A fascinating book detailing the playoff game between the Red Sox and the Yankees in 1978 set against the backdrop of the busing crisis in Boston. The book alternates chapters between a description of the game (complete with history of the players and other major characters) and a history of the busing crisis as well as a sociological look at Boston in the 1970s. It was well written, interesting, and well paced. It needed more pictures and the end seemed slightly forced. I think it would be hard to write a decent ending to a story that everyone already knows how it ends. A good book to read after reading Game 6.
While I found the sections on the busing controversy and pop culture of the mid 1970s very interesting, its discussion at times seemed very detached from the premise of the 1978 playoff game. While I understood the connection the author was attempting to make, this book was more about "A Divided City" than "A Historic Game." That's not necessarily a bad thing, just readers looking for the same-old, same-old about the 1978 baseball season is likely not going to be satisfied with this particular book.
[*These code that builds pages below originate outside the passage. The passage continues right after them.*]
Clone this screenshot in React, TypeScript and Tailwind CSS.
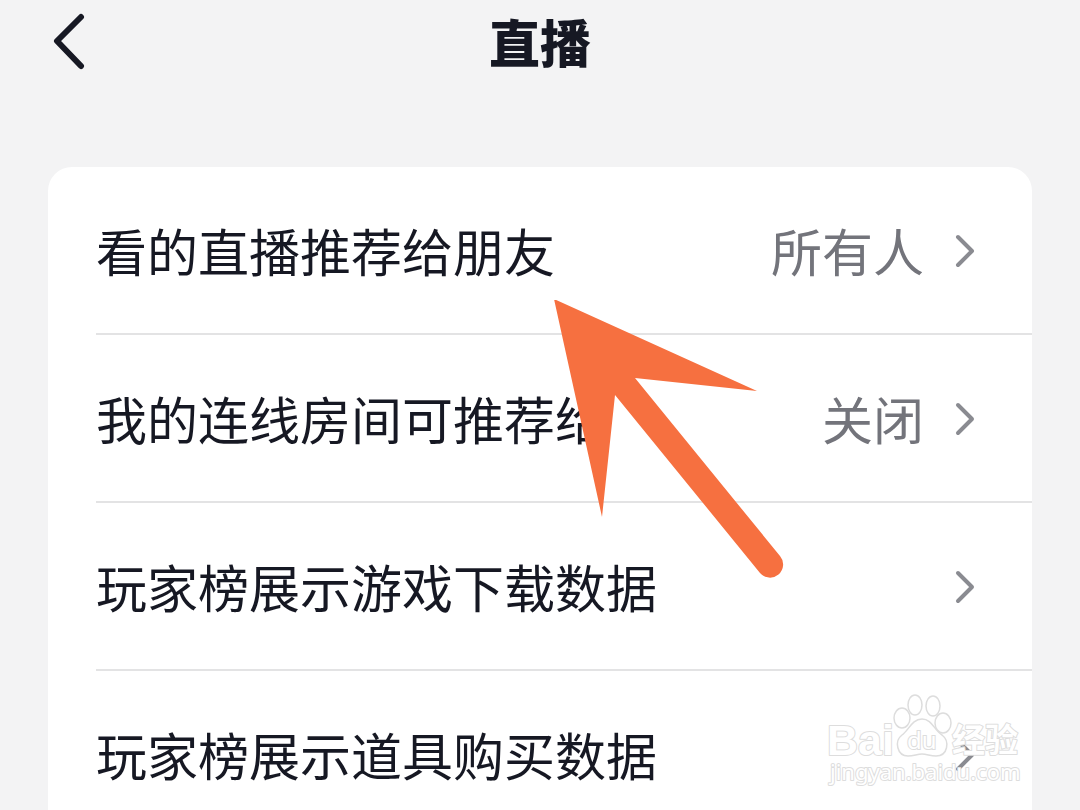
import React from 'react';

interface Setting {
    id: string;
    label: string;
    value?: string;
}

const settings: Setting[] = [
    { id: "recommend", label: "看的直播推荐给朋友", value: "所有人" },
    { id: "room", label: "我的连线房间可推荐给", value: "关闭" },
    { id: "download", label: "玩家榜展示游戏下载数据" },
    { id: "purchase", label: "玩家榜展示道具购买数据" },
];

const SettingRow: React.FC<{ setting: Setting }> = ({ setting }) => {
    return (
        <li className="border-b-2 border-[#e3e3e4] last:border-b-0">
            <button type="button" className="w-full h-[166px] pr-14 flex items-center justify-between text-left">
                <span className="whitespace-nowrap">{setting.label}</span>
                <span className="flex items-center gap-7 text-[#73747b]">
                    {setting.value && <span className="whitespace-nowrap">{setting.value}</span>}
                    <svg className="w-6 h-10" viewBox="0 0 24 40" fill="none" stroke="#8a8b91" strokeWidth="4" strokeLinecap="round" strokeLinejoin="round">
                        <path d="M6 7L20 21L6 35" />
                    </svg>
                </span>
            </button>
        </li>
    );
};

// 指向第一项的箭头
const Arrow: React.FC = () => {
    return (
        <svg className="absolute left-[506px] top-[133px] w-[230px] h-[280px] pointer-events-none" viewBox="0 0 230 280" fill="#f67040">
            <path d="M0 -1L203 91L81 78L226 256A13 13 0 0 1 206 273L61 95L48 217Z" />
        </svg>
    );
};

const Watermark: React.FC = () => {
    return (
        <svg
            className="absolute right-14 bottom-5 w-[200px] h-[96px] pointer-events-none"
            viewBox="0 0 200 96"
            fill="#ffffff"
            stroke="#dddddd"
            strokeWidth="1.5"
            fontFamily="'Liberation Sans', 'Noto Sans CJK SC', sans-serif"
        >
            <g strokeWidth="2" strokeLinejoin="round" paintOrder="stroke">
                <text x="3" y="61" fontSize="43" fontWeight="700">Bai</text>
                <text x="128" y="58" fontSize="33" fontWeight="700" fontFamily="'Noto Sans CJK SC', sans-serif">经验</text>
                <text x="6" y="86" fontSize="22" fontFamily="'Noto Sans', sans-serif">jingyan.baidu.com</text>
            </g>
            <path d="M98 25C88 25 85 36 78 41C70 47 73 62 84 62C90 62 93 60 98 60C103 60 106 62 112 62C124 62 126 47 118 41C110 36 108 25 98 25Z" />
            <ellipse cx="78" cy="24" rx="8" ry="10" />
            <ellipse cx="91" cy="11" rx="7" ry="10" />
            <ellipse cx="109" cy="12" rx="7" ry="10" />
            <ellipse cx="119" cy="29" rx="8" ry="10" />
            <text x="83" y="55" fontSize="24" fontFamily="'Noto Sans', sans-serif" strokeWidth="2" paintOrder="stroke">du</text>
        </svg>
    );
};

export default function App() {
    return (
        <div className="relative h-screen overflow-hidden bg-[#f3f3f4] text-[#161823] text-[51px] leading-none font-['Noto_Sans_CJK_SC',sans-serif]">
            <header className="h-[167px] px-12 pt-3 grid grid-cols-[48px_1fr_48px] items-start">
                <button type="button" aria-label="返回">
                    <svg className="w-12 h-[58px]" viewBox="0 0 48 58" fill="none" stroke="currentColor" strokeWidth="6" strokeLinecap="round" strokeLinejoin="round">
                        <path d="M33 5L9 29L33 54" />
                    </svg>
                </button>
                <h1 className="pt-1 text-center font-black">直播</h1>
            </header>
            <main className="relative mx-12 pl-12 rounded-t-3xl bg-white">
                <ul>
                    {settings.map((setting) => (
                        <SettingRow key={setting.id} setting={setting} />
                    ))}
                </ul>
                <Arrow />
            </main>
            <Watermark />
        </div>
    );
}
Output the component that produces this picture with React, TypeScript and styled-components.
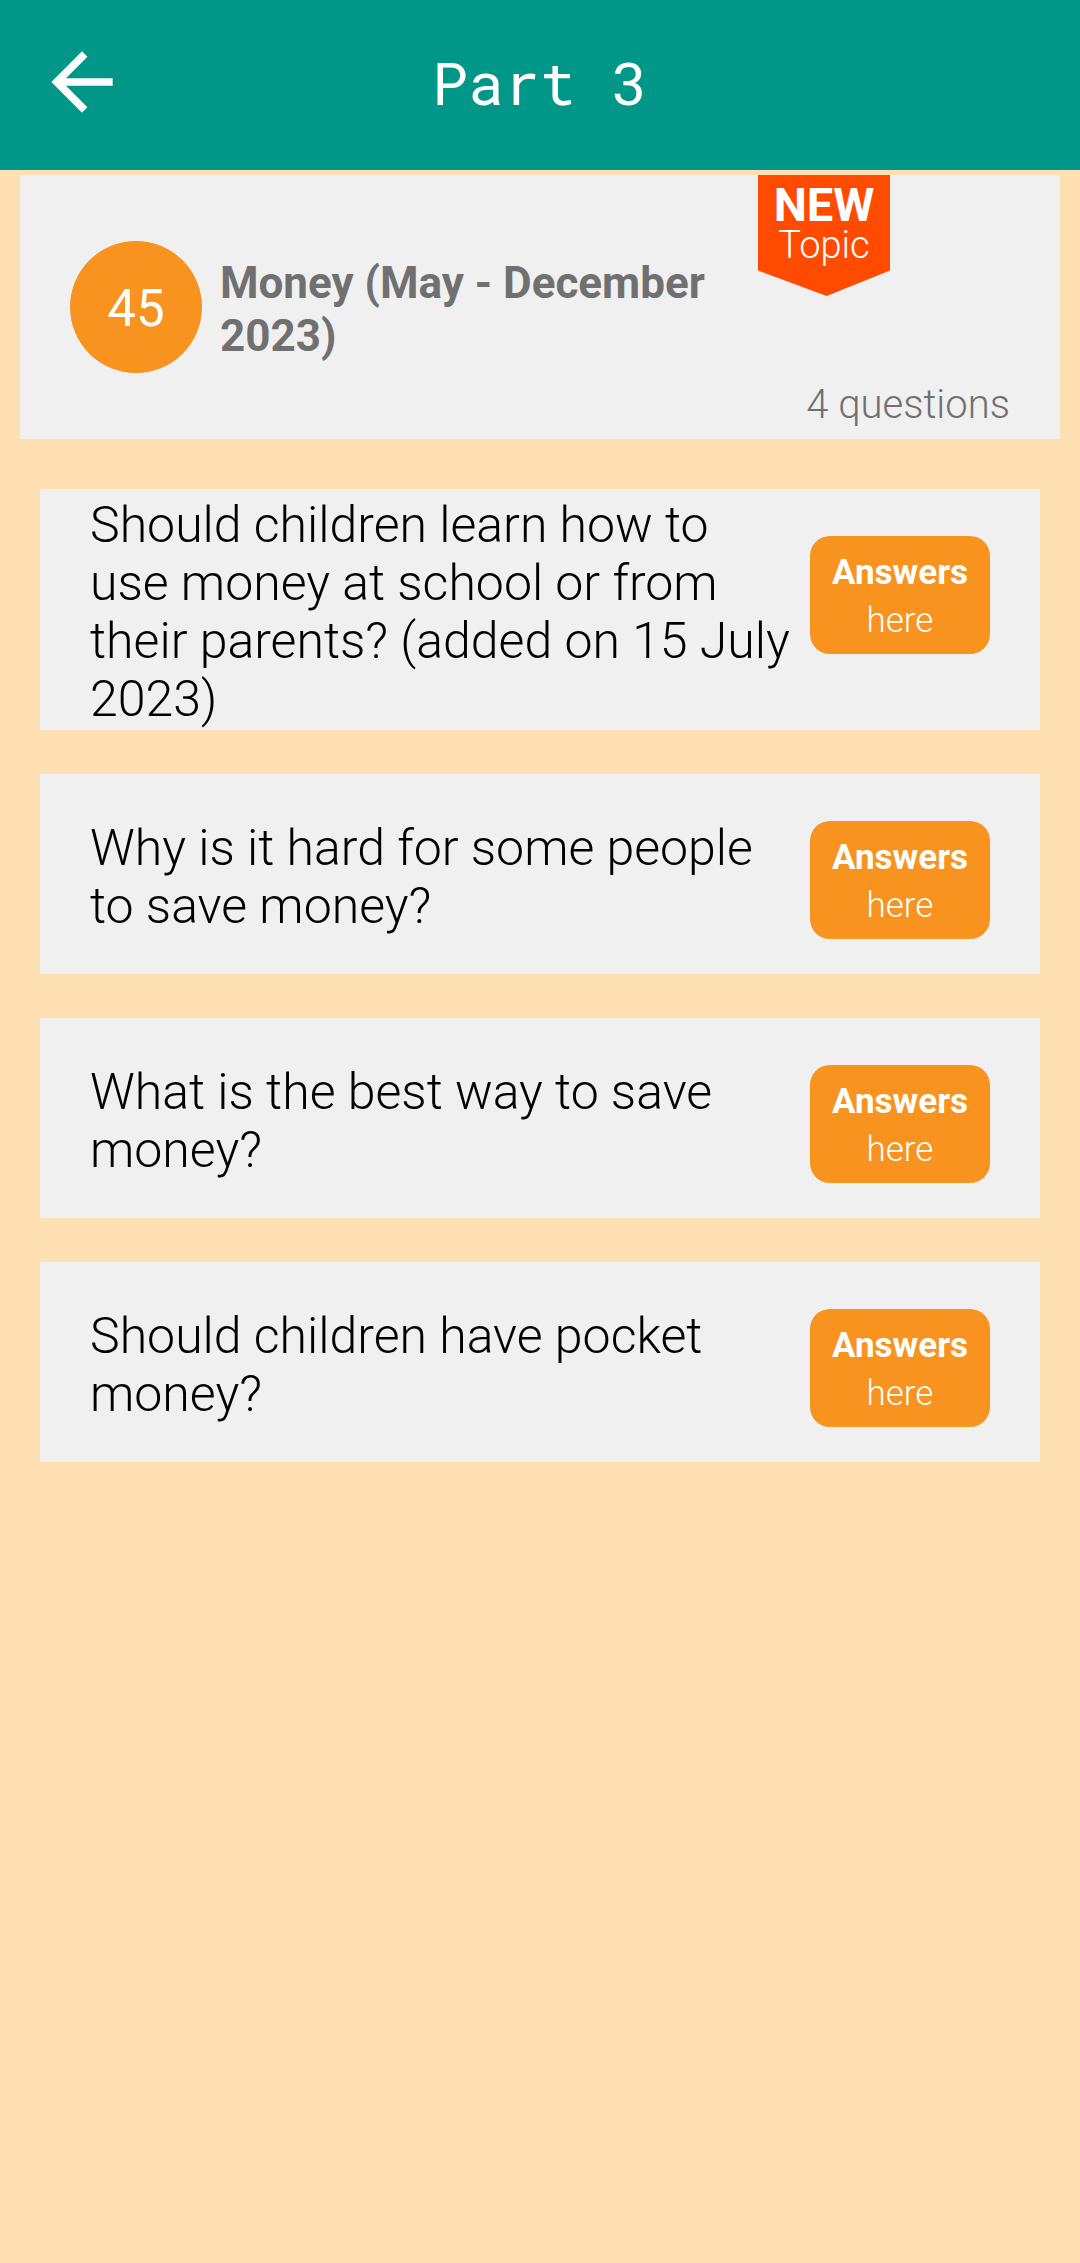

Great mix of paralell stories. Heavier into the backstories on the baseball side, but the bussing stories mixed in well. No "moral of the story" here, but a well written, engaging read. Very enjoyable.
A look back at fond memories of the 1978 Red Sox...a team I loved as a 12-year old boy. Also, quite an education to what was happening in Boston at the time away from baseball..something I had not a club about growing up in suburban Connectiut.